O inverno em Caxias rasgou solene os céus derramando chuva desde os primeiros minutos do amanhecer da última terça-feira, dia 21. De guarda-chuva em punho, driblando as poças d’água pelo caminho, encontro dois senhores a jogar conversa fora. Um deles, sentado na varanda de casa, grita ao que está do outro lado do portão:
— Cuidado com o sol, vizinho.
Ao que, este, usando chapéu, casaco e guarda-chuva, todo espirituoso, lhe responde:
— Tô me protegendo do sol!
Depois de uma boa gargalhada, o clima foi quebrado pela sentença do homem sentado na varanda de sua casa.

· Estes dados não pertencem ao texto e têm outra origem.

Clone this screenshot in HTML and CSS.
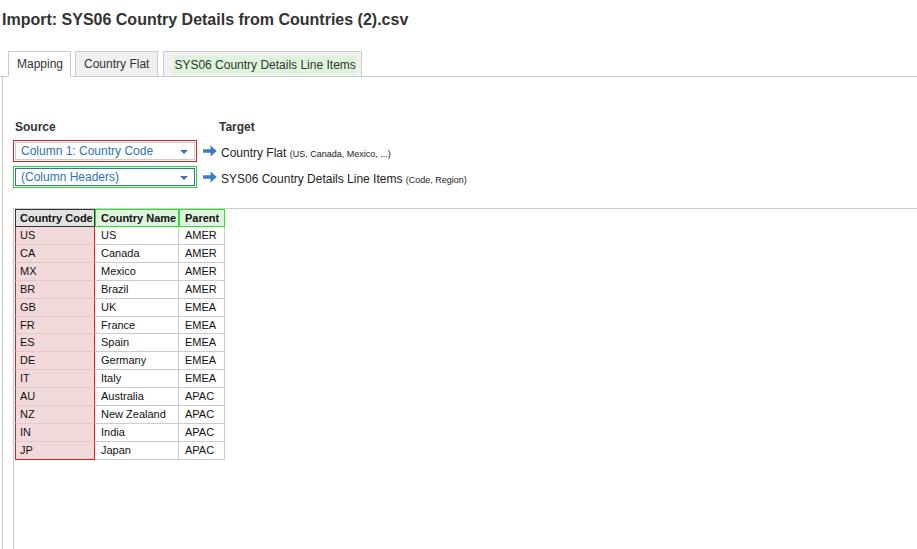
FILE: index.html
```html
<!DOCTYPE html>
<html lang="en">
<head>
  <meta charset="UTF-8" />
  <title>Import</title>
  <link rel="stylesheet" href="styles.css">
</head>
<body>
  <div class="page">
    <h1 class="title">Import: SYS06 Country Details from Countries (2).csv</h1>

    <div class="tabs">
      <div class="tab active">Mapping</div>
      <div class="tab">Country Flat</div>
      <div class="tab tab-green"><span>SYS06 Country Details Line Items</span></div>
    </div>

    <div class="panel">
      <div class="mapping">
        <div class="map-head">
          <span class="head-source">Source</span>
          <span class="head-target">Target</span>
        </div>

        <div class="map-row">
          <div class="select-wrap red">
            <div class="select-box">
              <span>Column 1: Country Code</span>
              <span class="caret"></span>
            </div>
          </div>
          <svg class="arrow" width="14" height="12" viewBox="0 0 14 12">
            <path d="M0 4.2 H7.5 V0.5 L13.8 6 L7.5 11.5 V7.8 H0 Z" fill="#3b7fc0" />
          </svg>
          <span class="target">Country Flat <small>(US, Canada, Mexico, ...)</small></span>
        </div>

        <div class="map-row">
          <div class="select-wrap green">
            <div class="select-box focus">
              <span>(Column Headers)</span>
              <span class="caret"></span>
            </div>
          </div>
          <svg class="arrow" width="14" height="12" viewBox="0 0 14 12">
            <path d="M0 4.2 H7.5 V0.5 L13.8 6 L7.5 11.5 V7.8 H0 Z" fill="#3b7fc0" />
          </svg>
          <span class="target">SYS06 Country Details Line Items <small>(Code, Region)</small></span>
        </div>
      </div>

      <div class="preview">
        <table class="data">
          <colgroup>
            <col class="c-code">
            <col class="c-name">
            <col class="c-parent">
          </colgroup>
          <thead>
            <tr>
              <th class="h-code">Country Code</th>
              <th class="h-green">Country Name</th>
              <th class="h-green">Parent</th>
            </tr>
          </thead>
          <tbody>
            <tr><td class="code">US</td><td>US</td><td>AMER</td></tr>
            <tr><td class="code">CA</td><td>Canada</td><td>AMER</td></tr>
            <tr><td class="code">MX</td><td>Mexico</td><td>AMER</td></tr>
            <tr><td class="code">BR</td><td>Brazil</td><td>AMER</td></tr>
            <tr><td class="code">GB</td><td>UK</td><td>EMEA</td></tr>
            <tr><td class="code">FR</td><td>France</td><td>EMEA</td></tr>
            <tr><td class="code">ES</td><td>Spain</td><td>EMEA</td></tr>
            <tr><td class="code">DE</td><td>Germany</td><td>EMEA</td></tr>
            <tr><td class="code">IT</td><td>Italy</td><td>EMEA</td></tr>
            <tr><td class="code">AU</td><td>Australia</td><td>APAC</td></tr>
            <tr><td class="code">NZ</td><td>New Zealand</td><td>APAC</td></tr>
            <tr><td class="code">IN</td><td>India</td><td>APAC</td></tr>
            <tr class="last"><td class="code">JP</td><td>Japan</td><td>APAC</td></tr>
          </tbody>
        </table>
      </div>
    </div>
  </div>
</body>
</html>
```

FILE: styles.css
```css
* {
  margin: 0;
  padding: 0;
  box-sizing: border-box;
  font-family: "Liberation Sans", Arial, sans-serif;
}

body {
  background: #fff;
  color: #222;
  overflow: hidden;
}

.page {
  height: 100vh;
  display: flex;
  flex-direction: column;
}

.title {
  font-size: 16px;
  line-height: 20px;
  font-weight: bold;
  color: #333;
  padding: 10px 2px 0;
}

/* tabs */
.tabs {
  display: flex;
  gap: 4px;
  margin-top: 21px;
  padding-left: 8px;
  height: 26px;
  border-bottom: 1px solid #ccc;
}

.tab {
  font-size: 12px;
  line-height: 24px;
  color: #333;
  padding: 0 8px;
  background: #f0f0f0;
  border: 1px solid #ccc;
  margin-bottom: -1px;
}

.tab.active {
  background: #fff;
  border-bottom-color: #fff;
  padding: 0 7px 0 8px;
}

.tab-green {
  margin-left: 1px;
  padding: 0 4px 0 9px;
}

.tab-green span {
  display: inline-block;
  line-height: 18px;
  padding: 0 1px;
  background: #dcf5dc;
  vertical-align: middle;
}

/* panel */
.panel {
  flex: 1;
  display: flex;
  flex-direction: column;
  margin-left: 2px;
  border-left: 1px solid #ccc;
}

.mapping {
  padding: 42px 0 20px 10px;
}

.map-head {
  display: flex;
  font-size: 12px;
  line-height: 16px;
  font-weight: bold;
  color: #333;
  margin-bottom: 5px;
}

.head-source {
  width: 206px;
  padding-left: 2px;
}

.map-row {
  display: flex;
  align-items: center;
  margin-bottom: 4px;
}

.map-row:last-child {
  margin-bottom: 0;
}

.select-wrap {
  width: 184px;
  height: 22px;
  padding: 1px;
  border: 1px solid;
}

.select-wrap.red {
  border-color: #e41b1b;
}

.select-wrap.green {
  border-color: #22dd22;
}

.select-box {
  height: 18px;
  border: 1px solid #ccc;
  display: flex;
  align-items: center;
  justify-content: space-between;
  padding: 0 6px 0 5px;
  font-size: 12px;
  color: #2e73b3;
}

.select-box.focus {
  border-color: #3a6fa8;
}

.caret {
  width: 0;
  height: 0;
  margin-top: 2px;
  border-left: 4px solid transparent;
  border-right: 4px solid transparent;
  border-top: 4px solid #3a6fa8;
}

.arrow {
  margin: 0 4px 0 6px;
}

.target {
  font-size: 12px;
  color: #222;
  padding-top: 3px;
}

.target small {
  font-size: 9px;
}

/* preview table */
.preview {
  flex: 1;
  margin-left: 10px;
  border-top: 1px solid #ccc;
  border-left: 1px solid #ccc;
}

.data {
  table-layout: fixed;
  width: 210px;
  border-collapse: separate;
  border-spacing: 0;
  margin-left: 1px;
  font-size: 11px;
  color: #111;
}

.c-code {
  width: 80px;
}

.c-name {
  width: 84px;
}

.c-parent {
  width: 46px;
}

.data th,
.data td {
  text-align: left;
  white-space: nowrap;
  overflow: hidden;
  line-height: 16px;
  padding: 0 2px 0 4px;
}

.data th {
  font-weight: bold;
}

.h-code {
  background: #e3e3e3;
  border: 1px solid #333;
}

.h-green {
  background: #dcf5dc;
  border: 1px solid #33dd33;
}

.data th.h-green {
  padding-left: 5px;
}

.data td {
  line-height: 16.9px;
  border-right: 1px solid #ccc;
  border-bottom: 1px solid #ccc;
  padding-left: 6px;
}

.data td.code {
  background: #f2dada;
  border-left: 1px solid #e41b1b;
  border-right: 1px solid #e41b1b;
  border-bottom-color: #e2c8c8;
  padding-left: 4px;
}

.data tr.last td.code {
  border-bottom-color: #e41b1b;
}
```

— Quando tinha de chover pra ajudar na plantação, não choveu e, agora, que não precisa mais, chove — diz, como se resmungasse com as mãos.
— Vão trasbordar todos os açudes com essa chuvarada que Deus manda — complementa o senhor de chapéu, resignado.
A poucos metros dali um homem puxa um carrinho com lixo reciclado. Debaixo do aguaceiro, ele carregava dezenas de sacos de lixo e diversas caixas de papelão encharcadas. Mas ainda mais encharcado estava esse homem. Mais do que exausto, ele parecia carregar o peso do mundo, como se fosse a ressignificação daquele poema do Drummond.
Havia uma rua entre o homem encharcado e eu. Ele puxando o carrinho em direção a outro contêiner contendo ainda mais lixo encharcado. Enquanto que, em sentido contrário, do outro lado da rua, eu vestia casaco e boné e, de guarda-chuva, seguia meu caminho para o almoço, tendo apenas os pés encharcados. Enquanto me servia para aplacar a fome, os versos de Os ombros suportam o mundo criavam uma espécie de redemoinho dentro de mim. Em especial, os versos finais da primeira estrofe: “E as mãos tecem apenas o rude trabalho. / E o coração está seco”.
Revi mentalmente a mesma cena, desse homem encharcado puxando o carrinho de lixo seletivo sob o aguaceiro, por diversas vezes durante o dia. E só consegui decifrar o olhar dele através do poema de Drummond. É que o homem encharcado tem o coração seco. Assim como a chuva é metáfora de bênção, a aridez, por antagonismo, pode significar maldição. Só que entre o plantar e o colher há mais coisas do que sonha nossa vã filosofia.
Cada um sabe quanta pedra e espinho precisa arrancar do seu solo para torná-lo fértil. Mas o certo é que sempre haverá mais carros e caminhonetes atravancando o caminho, do que homens encharcados puxando seus carrinhos, atrapalhando o tráfego. Quase invisíveis, os homens encharcados encontram valor no lixo como se garimpassem ouro e ganham a vida recolhendo o que a maioria de nós despreza e refuga.
Ao que Drummond, encharcado de sabedoria, nos ensina: “Chegou um tempo em que a vida é uma ordem. / A vida apenas, sem mistificação”.